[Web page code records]

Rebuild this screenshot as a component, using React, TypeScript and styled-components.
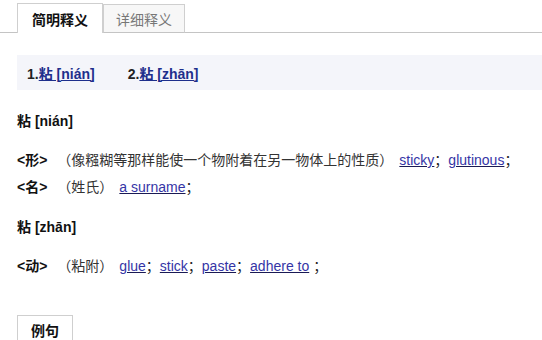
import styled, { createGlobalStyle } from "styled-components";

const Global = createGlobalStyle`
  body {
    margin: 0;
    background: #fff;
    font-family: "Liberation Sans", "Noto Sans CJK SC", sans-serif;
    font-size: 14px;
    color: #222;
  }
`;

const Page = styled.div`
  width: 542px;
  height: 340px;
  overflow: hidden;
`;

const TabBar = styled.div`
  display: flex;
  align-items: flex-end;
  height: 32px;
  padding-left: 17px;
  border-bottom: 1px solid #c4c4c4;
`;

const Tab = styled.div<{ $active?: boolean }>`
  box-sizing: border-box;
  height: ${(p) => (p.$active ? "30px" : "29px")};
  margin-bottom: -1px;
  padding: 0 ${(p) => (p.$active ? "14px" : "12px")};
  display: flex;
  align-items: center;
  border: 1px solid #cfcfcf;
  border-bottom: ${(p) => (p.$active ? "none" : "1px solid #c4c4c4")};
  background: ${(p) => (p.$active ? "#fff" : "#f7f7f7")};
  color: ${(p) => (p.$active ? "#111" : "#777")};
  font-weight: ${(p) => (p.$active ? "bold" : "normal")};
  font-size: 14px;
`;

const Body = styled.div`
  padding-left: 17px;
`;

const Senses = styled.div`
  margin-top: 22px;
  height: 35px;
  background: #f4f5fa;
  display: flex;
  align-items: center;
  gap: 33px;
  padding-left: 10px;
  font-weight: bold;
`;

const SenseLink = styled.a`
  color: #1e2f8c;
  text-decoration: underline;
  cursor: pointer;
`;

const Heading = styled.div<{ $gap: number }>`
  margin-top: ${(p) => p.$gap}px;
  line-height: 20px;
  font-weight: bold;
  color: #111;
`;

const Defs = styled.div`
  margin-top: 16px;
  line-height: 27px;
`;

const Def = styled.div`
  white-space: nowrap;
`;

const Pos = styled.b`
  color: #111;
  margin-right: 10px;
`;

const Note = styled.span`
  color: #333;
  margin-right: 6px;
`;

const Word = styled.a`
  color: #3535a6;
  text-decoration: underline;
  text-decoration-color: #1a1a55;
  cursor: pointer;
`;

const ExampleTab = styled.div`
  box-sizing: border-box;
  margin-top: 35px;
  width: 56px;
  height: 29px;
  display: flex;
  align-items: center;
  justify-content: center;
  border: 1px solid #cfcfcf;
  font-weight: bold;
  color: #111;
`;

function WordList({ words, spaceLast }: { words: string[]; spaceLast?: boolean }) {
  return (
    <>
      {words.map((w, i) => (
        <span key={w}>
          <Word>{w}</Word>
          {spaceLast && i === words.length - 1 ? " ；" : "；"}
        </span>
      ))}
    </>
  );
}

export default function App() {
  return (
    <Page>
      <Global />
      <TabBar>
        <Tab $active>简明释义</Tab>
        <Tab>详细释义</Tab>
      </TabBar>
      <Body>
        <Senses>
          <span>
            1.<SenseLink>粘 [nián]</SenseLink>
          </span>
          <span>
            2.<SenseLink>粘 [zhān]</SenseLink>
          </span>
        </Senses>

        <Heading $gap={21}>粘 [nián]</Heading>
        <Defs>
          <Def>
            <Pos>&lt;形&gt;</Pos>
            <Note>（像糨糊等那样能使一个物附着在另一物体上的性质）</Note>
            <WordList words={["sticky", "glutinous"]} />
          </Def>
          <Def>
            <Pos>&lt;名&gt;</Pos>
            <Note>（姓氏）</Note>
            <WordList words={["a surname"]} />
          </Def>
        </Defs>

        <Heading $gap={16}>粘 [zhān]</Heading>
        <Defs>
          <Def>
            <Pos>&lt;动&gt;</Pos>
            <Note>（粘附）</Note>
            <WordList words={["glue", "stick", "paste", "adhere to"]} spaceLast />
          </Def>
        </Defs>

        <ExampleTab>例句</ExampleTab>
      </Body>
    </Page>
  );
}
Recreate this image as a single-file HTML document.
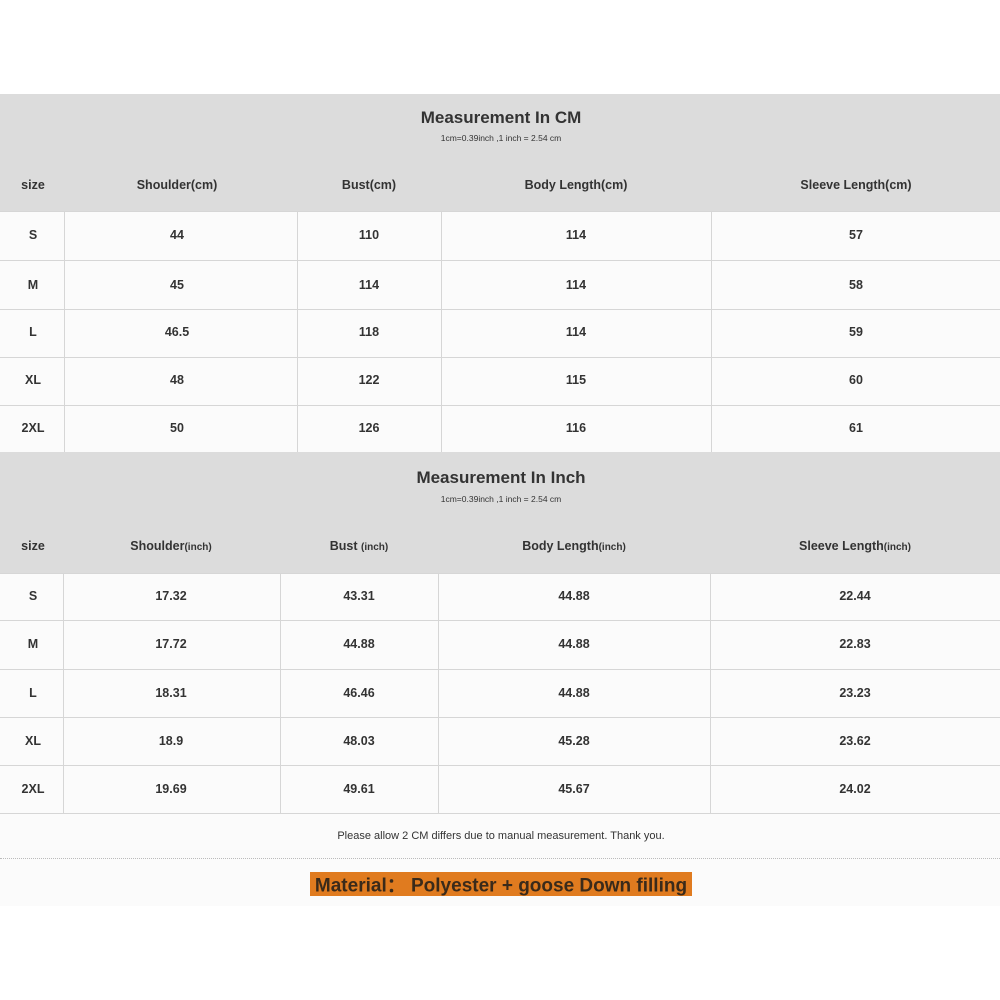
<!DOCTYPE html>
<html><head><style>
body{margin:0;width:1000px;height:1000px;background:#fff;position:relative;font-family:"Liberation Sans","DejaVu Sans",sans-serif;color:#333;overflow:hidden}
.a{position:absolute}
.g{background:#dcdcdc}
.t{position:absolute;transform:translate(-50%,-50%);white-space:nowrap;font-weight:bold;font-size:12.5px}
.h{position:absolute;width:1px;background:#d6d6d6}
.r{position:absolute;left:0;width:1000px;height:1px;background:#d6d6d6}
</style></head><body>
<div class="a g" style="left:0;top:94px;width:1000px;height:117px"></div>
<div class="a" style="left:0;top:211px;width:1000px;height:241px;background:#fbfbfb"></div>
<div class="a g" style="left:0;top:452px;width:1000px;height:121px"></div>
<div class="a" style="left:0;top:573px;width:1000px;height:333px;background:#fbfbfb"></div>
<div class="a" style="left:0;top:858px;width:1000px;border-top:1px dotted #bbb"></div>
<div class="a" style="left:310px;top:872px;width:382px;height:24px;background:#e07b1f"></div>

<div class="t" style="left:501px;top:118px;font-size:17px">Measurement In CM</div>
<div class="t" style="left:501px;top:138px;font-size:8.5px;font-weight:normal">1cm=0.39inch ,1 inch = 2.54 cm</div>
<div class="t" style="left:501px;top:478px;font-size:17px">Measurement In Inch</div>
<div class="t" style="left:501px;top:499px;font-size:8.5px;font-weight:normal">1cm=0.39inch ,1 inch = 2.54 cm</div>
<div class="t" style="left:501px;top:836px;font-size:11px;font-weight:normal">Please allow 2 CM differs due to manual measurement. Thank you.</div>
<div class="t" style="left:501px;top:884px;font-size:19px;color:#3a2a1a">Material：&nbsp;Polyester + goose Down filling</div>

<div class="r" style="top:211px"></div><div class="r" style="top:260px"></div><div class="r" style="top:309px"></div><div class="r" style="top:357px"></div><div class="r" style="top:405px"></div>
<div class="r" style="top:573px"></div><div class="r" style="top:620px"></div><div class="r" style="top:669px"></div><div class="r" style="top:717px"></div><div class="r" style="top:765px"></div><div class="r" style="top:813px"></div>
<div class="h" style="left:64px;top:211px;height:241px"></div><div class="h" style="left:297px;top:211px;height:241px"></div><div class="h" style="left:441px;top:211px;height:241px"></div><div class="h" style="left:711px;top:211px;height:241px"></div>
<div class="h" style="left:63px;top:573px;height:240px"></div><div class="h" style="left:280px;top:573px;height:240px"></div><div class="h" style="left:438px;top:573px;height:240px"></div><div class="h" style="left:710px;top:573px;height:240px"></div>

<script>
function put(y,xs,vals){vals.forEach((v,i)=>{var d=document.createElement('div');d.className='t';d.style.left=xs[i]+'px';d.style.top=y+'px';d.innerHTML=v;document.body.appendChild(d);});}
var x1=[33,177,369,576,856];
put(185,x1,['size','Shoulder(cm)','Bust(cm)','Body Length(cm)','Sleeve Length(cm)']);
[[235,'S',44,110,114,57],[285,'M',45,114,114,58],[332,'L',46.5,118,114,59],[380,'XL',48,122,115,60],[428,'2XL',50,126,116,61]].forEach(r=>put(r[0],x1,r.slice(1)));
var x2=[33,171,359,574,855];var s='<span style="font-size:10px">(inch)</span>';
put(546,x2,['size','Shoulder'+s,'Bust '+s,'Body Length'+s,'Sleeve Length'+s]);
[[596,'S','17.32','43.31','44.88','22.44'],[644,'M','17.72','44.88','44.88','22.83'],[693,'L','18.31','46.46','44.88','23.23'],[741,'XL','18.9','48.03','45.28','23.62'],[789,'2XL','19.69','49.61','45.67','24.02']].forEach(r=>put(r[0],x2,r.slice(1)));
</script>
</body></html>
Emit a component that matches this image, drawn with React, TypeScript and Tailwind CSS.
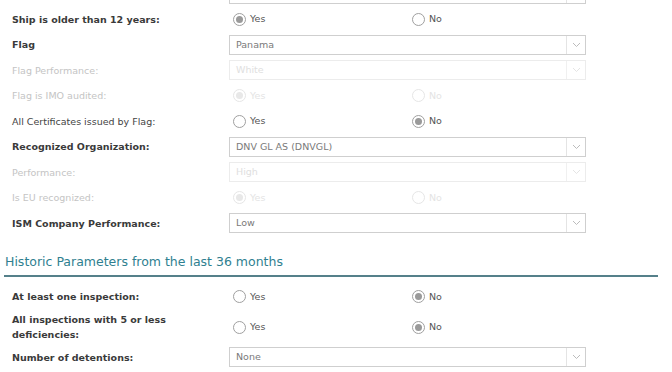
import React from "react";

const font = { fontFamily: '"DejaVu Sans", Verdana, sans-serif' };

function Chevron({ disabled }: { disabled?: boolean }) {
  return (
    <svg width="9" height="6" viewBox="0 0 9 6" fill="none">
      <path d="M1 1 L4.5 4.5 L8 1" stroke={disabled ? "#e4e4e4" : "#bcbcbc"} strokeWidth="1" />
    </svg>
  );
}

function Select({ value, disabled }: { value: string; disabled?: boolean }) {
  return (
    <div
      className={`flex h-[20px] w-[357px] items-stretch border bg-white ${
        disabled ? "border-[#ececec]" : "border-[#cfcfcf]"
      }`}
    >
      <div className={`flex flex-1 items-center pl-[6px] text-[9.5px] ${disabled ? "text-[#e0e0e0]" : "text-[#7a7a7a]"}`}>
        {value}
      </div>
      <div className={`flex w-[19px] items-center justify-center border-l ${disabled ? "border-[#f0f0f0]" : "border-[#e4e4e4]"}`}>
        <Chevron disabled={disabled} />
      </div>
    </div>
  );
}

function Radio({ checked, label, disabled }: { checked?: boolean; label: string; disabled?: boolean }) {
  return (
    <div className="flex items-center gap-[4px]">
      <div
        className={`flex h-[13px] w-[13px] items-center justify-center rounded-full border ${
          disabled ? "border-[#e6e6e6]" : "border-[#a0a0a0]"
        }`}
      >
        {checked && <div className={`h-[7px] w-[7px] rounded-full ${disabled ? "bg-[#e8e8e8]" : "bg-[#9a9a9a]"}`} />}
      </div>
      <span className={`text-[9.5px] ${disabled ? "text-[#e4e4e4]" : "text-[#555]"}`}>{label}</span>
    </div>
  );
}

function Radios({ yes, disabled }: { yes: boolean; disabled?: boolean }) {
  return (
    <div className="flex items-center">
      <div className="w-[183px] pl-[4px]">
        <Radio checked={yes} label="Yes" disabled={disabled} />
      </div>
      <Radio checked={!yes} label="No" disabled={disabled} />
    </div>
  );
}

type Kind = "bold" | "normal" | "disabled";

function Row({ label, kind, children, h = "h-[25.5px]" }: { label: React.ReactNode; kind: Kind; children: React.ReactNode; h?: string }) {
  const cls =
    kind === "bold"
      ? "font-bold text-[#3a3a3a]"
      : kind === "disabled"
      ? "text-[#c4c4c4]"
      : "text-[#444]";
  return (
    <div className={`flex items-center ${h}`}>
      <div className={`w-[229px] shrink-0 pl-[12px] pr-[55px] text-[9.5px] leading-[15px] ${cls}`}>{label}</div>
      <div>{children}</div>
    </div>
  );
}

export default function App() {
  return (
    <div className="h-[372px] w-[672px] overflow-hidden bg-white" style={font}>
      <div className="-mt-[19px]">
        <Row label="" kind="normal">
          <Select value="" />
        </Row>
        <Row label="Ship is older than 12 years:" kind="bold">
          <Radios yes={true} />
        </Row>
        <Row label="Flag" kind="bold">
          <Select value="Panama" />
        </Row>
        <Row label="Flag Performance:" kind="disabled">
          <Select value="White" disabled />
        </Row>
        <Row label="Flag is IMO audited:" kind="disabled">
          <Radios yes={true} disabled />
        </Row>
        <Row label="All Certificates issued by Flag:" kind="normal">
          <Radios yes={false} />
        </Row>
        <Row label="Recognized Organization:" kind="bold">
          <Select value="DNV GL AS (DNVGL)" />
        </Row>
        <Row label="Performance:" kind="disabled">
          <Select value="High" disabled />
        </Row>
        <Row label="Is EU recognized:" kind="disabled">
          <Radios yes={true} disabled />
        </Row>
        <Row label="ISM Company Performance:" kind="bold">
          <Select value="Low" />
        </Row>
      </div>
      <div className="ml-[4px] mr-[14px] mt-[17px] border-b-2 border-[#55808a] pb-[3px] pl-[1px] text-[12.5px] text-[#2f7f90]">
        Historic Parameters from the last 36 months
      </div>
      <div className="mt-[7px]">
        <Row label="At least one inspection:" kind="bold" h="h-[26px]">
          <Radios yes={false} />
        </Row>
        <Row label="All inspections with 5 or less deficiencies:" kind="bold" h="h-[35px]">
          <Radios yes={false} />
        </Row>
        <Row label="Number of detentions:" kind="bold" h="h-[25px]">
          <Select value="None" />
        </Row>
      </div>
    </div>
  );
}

What the task requires: Show all lines in the entries above where the word "with" appears.

Output of the exercise:
Emit a component that matches this image, drawn with React, TypeScript and Tailwind CSS.
        <Row label="All inspections with 5 or less deficiencies:" kind="bold" h="h-[35px]">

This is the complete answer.